In an earlier era, you might have thought talent only resided in a few spots, or came out of American or European universities. Today, he says, if he were looking for semiconductor specialists, he would look at a broader menu of places – like Singapore because of the quality of education and skill sets available here.

Although Dr Hartung does not say so explicitly, it is clear that the push to decouple technology must be weighed carefully against critical business needs and countries’ broader national interests of staying prosperous and keeping their people employed.

In January, as he took charge of Bosch, Dr Hartung warned that the structures of global trade are shifting and “geopolitical constellations” are getting more complex.

The world, he says, has to be ready “to see everything in parallel”. On the one hand, there will be intensified global collaboration – just as the world fought global hunger in the 1980s, climate change can only be solved globally. 

At the same time, different groups of competitors are rising, reconfiguring and playing different fields with different rules.

“China is now very strong in the auto industry and the biggest market for cars. If you are not in this auto market, you cannot succeed in the global auto market. China will (then) say that if you have consumer data on China, you follow my rules. The US will say likewise, (for itself). These constellations are rising.”

“In the end, it is not too bad as long as the (overall) market is growing. It will not be a flat Earth any more but definitely one Earth, not three.”

With the war in Ukraine and Europe’s recalibration of energy dependence on Russia, coupled with Covid-19-related supply chain disruptions, German industry, whether in the auto business or healthcare, has had enough headaches to tackle this year. It does not seek more.

No alternatives

Is there an alternative to China? Not at the moment.

The only nation comparable to China in size is India, which Bosch’s Dr Hartung says is in a “fascinating position”. Indeed, there is anecdotal evidence of a great shift in American assets towards the South Asian giant. 

The country has done well to evolve a unified market with its goods and services tax regime across the more than two dozen Indian states simplifying taxation rules. The wealth available to its rising middle class is approaching that of Western European levels.

But India lacks the infrastructure required to become an exporting powerhouse in goods and cannot take China’s place to supply to the region. Of course, it is a different matter in the services trade, where India is a major exporter. 

Bosch has some 20,000 engineers in India, working closely with the 3,000-strong Vietnam engineering workforce as well as thousands more in Mexico, where its multiple locations for the various business groups include a software engineering centre set up in 2014. 

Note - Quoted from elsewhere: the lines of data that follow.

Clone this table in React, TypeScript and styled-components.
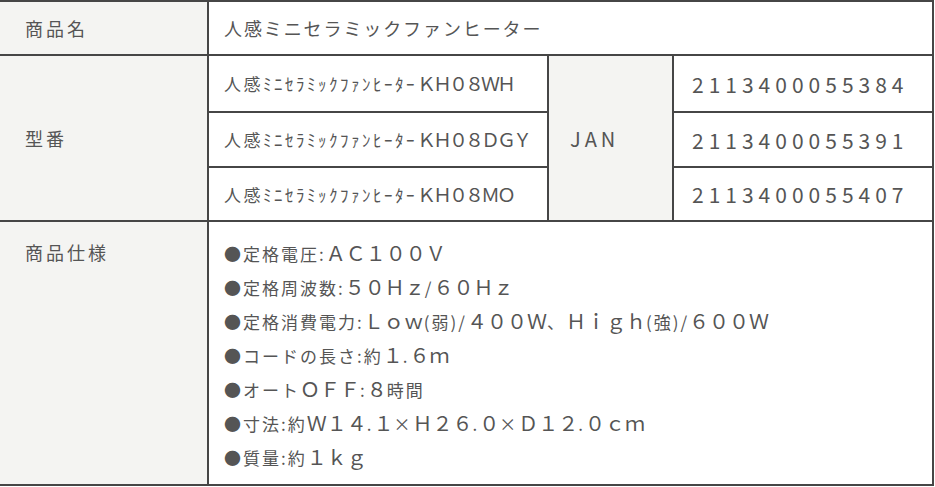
import React from "react";
import styled, { createGlobalStyle } from "styled-components";

const Global = createGlobalStyle`
  html, body { margin: 0; padding: 0; background: #ffffff; }
  body {
    font-family: "Noto Sans CJK JP", "Noto Sans", sans-serif;
    color: #555555;
    -webkit-font-smoothing: antialiased;
  }
`;

const Table = styled.div`
  display: grid;
  width: max-content;
  grid-template-columns: 207px 338px 123px 258px;
  grid-template-rows: 52px 55px 53px 52px 262px;
  grid-template-areas:
    "l1 v1 v1 v1"
    "l2 m1 jan n1"
    "l2 m2 jan n2"
    "l2 m3 jan n3"
    "l3 s s s";
  gap: 2px;
  padding: 2px 2px 2px 0;
  background: #464646;
`;

const Cell = styled.div<{ $area: string; $shade?: boolean; $top?: boolean; $pad: number }>`
  grid-area: ${(p) => p.$area};
  background: ${(p) => (p.$shade ? "#f4f4f2" : "#ffffff")};
  display: flex;
  align-items: ${(p) => (p.$top ? "flex-start" : "center")};
  padding: ${(p) => (p.$top ? "14px" : "0")} 0 0 ${(p) => p.$pad}px;
  min-width: 0;
`;

const Label = styled.span`
  font-size: 18px;
  letter-spacing: 3px;
  line-height: 33px;
  white-space: nowrap;
`;

const Title = styled.span`
  font-size: 18px;
  letter-spacing: 1.9px;
  white-space: nowrap;
`;

const Model = styled.span`
  font-size: 17px;
  letter-spacing: 2.5px;
  line-height: 24px;
  white-space: nowrap;
`;

const Code = styled.span`
  font-size: 21px;
  letter-spacing: 5px;
  white-space: nowrap;
`;

const Jan = styled.span`
  font-size: 20px;
  letter-spacing: 4px;
`;

const SpecList = styled.ul`
  list-style: none;
  margin: 0;
  padding: 0;
`;

const SpecItem = styled.li`
  font-size: 17px;
  letter-spacing: 2px;
  line-height: 33px;
  white-space: nowrap;
`;

const Wide = styled.span<{ $size: number; $ls: number }>`
  font-size: ${(p) => p.$size}px;
  font-feature-settings: "fwid" 1;
  letter-spacing: ${(p) => p.$ls}px;
`;

function widen(text: string, size: number, ls: number) {
  return text.split(/([A-Za-z0-9]+)/).map((part, i) =>
    i % 2 === 1 ? (
      <Wide key={i} $size={size} $ls={ls}>
        {part}
      </Wide>
    ) : (
      <React.Fragment key={i}>{part}</React.Fragment>
    )
  );
}

const models = [
  { area: "m1", num: "n1", name: "人感ﾐﾆｾﾗﾐｯｸﾌｧﾝﾋｰﾀｰKH08WH", code: "2113400055384" },
  { area: "m2", num: "n2", name: "人感ﾐﾆｾﾗﾐｯｸﾌｧﾝﾋｰﾀｰKH08DGY", code: "2113400055391" },
  { area: "m3", num: "n3", name: "人感ﾐﾆｾﾗﾐｯｸﾌｧﾝﾋｰﾀｰKH08MO", code: "2113400055407" },
];

const specs = [
  "●定格電圧:AC100V",
  "●定格周波数:50Hz/60Hz",
  "●定格消費電力:Low(弱)/400W、High(強)/600W",
  "●コードの長さ:約1.6m",
  "●オートOFF:8時間",
  "●寸法:約W14.1×H26.0×D12.0cm",
  "●質量:約1kg",
];

export default function App() {
  return (
    <>
      <Global />
      <Table>
        <Cell $area="l1" $shade $pad={25}>
          <Label>商品名</Label>
        </Cell>
        <Cell $area="v1" $pad={15}>
          <Title>人感ミニセラミックファンヒーター</Title>
        </Cell>

        <Cell $area="l2" $shade $pad={25}>
          <Label>型番</Label>
        </Cell>
        {models.map((m) => (
          <React.Fragment key={m.area}>
            <Cell $area={m.area} $pad={15}>
              <Model>{widen(m.name, 19, -3)}</Model>
            </Cell>
            <Cell $area={m.num} $pad={18}>
              <Code>{m.code}</Code>
            </Cell>
          </React.Fragment>
        ))}
        <Cell $area="jan" $shade $pad={21}>
          <Jan>JAN</Jan>
        </Cell>

        <Cell $area="l3" $shade $top $pad={25}>
          <Label>商品仕様</Label>
        </Cell>
        <Cell $area="s" $top $pad={15}>
          <SpecList>
            {specs.map((s) => (
              <SpecItem key={s}>{widen(s, 20, 0)}</SpecItem>
            ))}
          </SpecList>
        </Cell>
      </Table>
    </>
  );
}
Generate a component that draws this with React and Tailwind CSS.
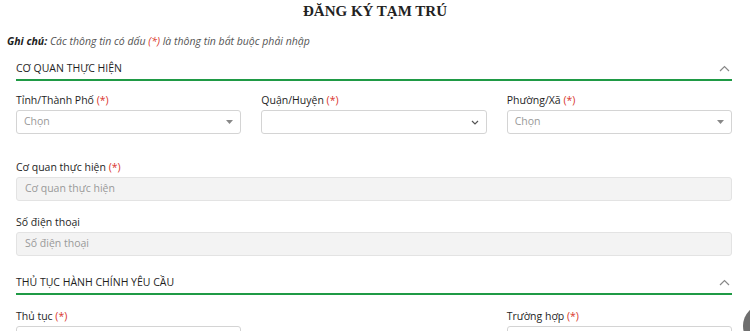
import React from "react";

const Req = () => <span className="text-[#d9342b]">(*)</span>;

function Caret() {
  return (
    <svg width="7" height="4" viewBox="0 0 7 4" className="shrink-0">
      <path d="M0 0 L7 0 L3.5 4 Z" fill="#888" />
    </svg>
  );
}

function ChevronDown() {
  return (
    <svg width="8" height="5" viewBox="0 0 8 5" className="shrink-0">
      <path d="M1 1 L4 4 L7 1" fill="none" stroke="#555" strokeWidth="1.2" />
    </svg>
  );
}

function ChevronUp() {
  return (
    <svg width="11" height="7" viewBox="0 0 11 7" className="shrink-0">
      <path d="M1 6 L5.5 1.5 L10 6" fill="none" stroke="#888" strokeWidth="1.2" />
    </svg>
  );
}

function Select({ placeholder, chevron }) {
  return (
    <div className="flex h-[24px] items-center justify-between rounded-[3px] border border-[#d4d4d4] bg-white pl-[7px] pr-[7px]">
      <span className="text-[10.5px] text-[#999]">{placeholder}</span>
      {chevron ? <ChevronDown /> : <Caret />}
    </div>
  );
}

function Field({ label, children }) {
  return (
    <div className="flex flex-col">
      <div className="mb-[3px] h-[14px] text-[10.5px] font-medium leading-[14px] text-[#1e1e1e]">{label}</div>
      {children}
    </div>
  );
}

function TextInput({ placeholder }) {
  return (
    <div className="flex h-[24px] items-center rounded-[3px] border border-[#e3e3e3] bg-[#f3f3f3] px-[8px]">
      <span className="text-[10.5px] text-[#999]">{placeholder}</span>
    </div>
  );
}

function SectionHeader({ title }) {
  return (
    <div className="flex items-center justify-between border-b-[2px] border-[#1f9a45] pb-[3px] pr-[2px]">
      <span className="text-[10.5px] font-medium leading-[15px] text-[#1e1e1e]">{title}</span>
      <ChevronUp />
    </div>
  );
}

export default function App() {
  return (
    <div
      className="relative h-[331px] w-[750px] overflow-hidden bg-white"
      style={{ fontFamily: '"Open Sans", "Noto Sans", sans-serif' }}
    >
      <h1
        className="pt-[1px] text-center text-[15px] font-bold leading-[20px] text-[#222]"
        style={{ fontFamily: '"Liberation Serif", "DejaVu Serif", serif' }}
      >
        ĐĂNG KÝ TẠM TRÚ
      </h1>
      <div className="mt-[13px] pl-[7px] text-[10.5px] italic leading-[15px] text-[#555]">
        <span className="font-bold text-[#222]">Ghi chú:</span> Các thông tin có dấu{" "}
        <span className="text-[#d9342b]">(*)</span> là thông tin bắt buộc phải nhập
      </div>

      <div className="ml-[16px] mr-[18px] mt-[12px]">
        <SectionHeader title="CƠ QUAN THỰC HIỆN" />

        <div className="mt-[12px] grid grid-cols-3 gap-x-[20px]">
          <Field label={<>Tỉnh/Thành Phố <Req /></>}>
            <Select placeholder="Chọn" />
          </Field>
          <Field label={<>Quận/Huyện <Req /></>}>
            <Select placeholder="" chevron />
          </Field>
          <Field label={<>Phường/Xã <Req /></>}>
            <Select placeholder="Chọn" />
          </Field>
        </div>

        <div className="mt-[26px]">
          <Field label={<>Cơ quan thực hiện <Req /></>}>
            <TextInput placeholder="Cơ quan thực hiện" />
          </Field>
        </div>

        <div className="mt-[14px]">
          <Field label="Số điện thoại">
            <TextInput placeholder="Số điện thoại" />
          </Field>
        </div>

        <div className="mt-[19px]">
          <SectionHeader title="THỦ TỤC HÀNH CHÍNH YÊU CẦU" />
        </div>

        <div className="mt-[14px] grid grid-cols-3 gap-x-[20px]">
          <Field label={<>Thủ tục <Req /></>}>
            <Select placeholder="" />
          </Field>
          <div />
          <Field label={<>Trường hợp <Req /></>}>
            <Select placeholder="" />
          </Field>
        </div>
      </div>

      <div className="absolute left-[743px] top-[304px] h-[44px] w-[44px] rounded-full bg-[#6f6f6f]" />
    </div>
  );
}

In the company, Mexicans and Indians are seeing cross postings in each other’s countries. Talk of the tech world being a constellation unto itself. 

The German outreach to China in some ways may well be a path-setter, despite the criticism Mr Scholz has attracted.

It remains to be seen what lessons countries like the Netherlands, whose high-end chipmaker ASML Holding is under pressure to refrain from selling high-end chips to China, and other key nations such as South Korea, draw from it.

Bosch itself has been careful to place its most advanced 300mm semiconductor factory, built at a cost of €3 billion, in Dresden, Germany. It has also announced a brand new chip-testing facility in Penang that will go on stream next year.

That’s sensible middle ground. Doing nothing could be costly in a world moving towards bifurcation but then, decoupling entirely may be costlier still.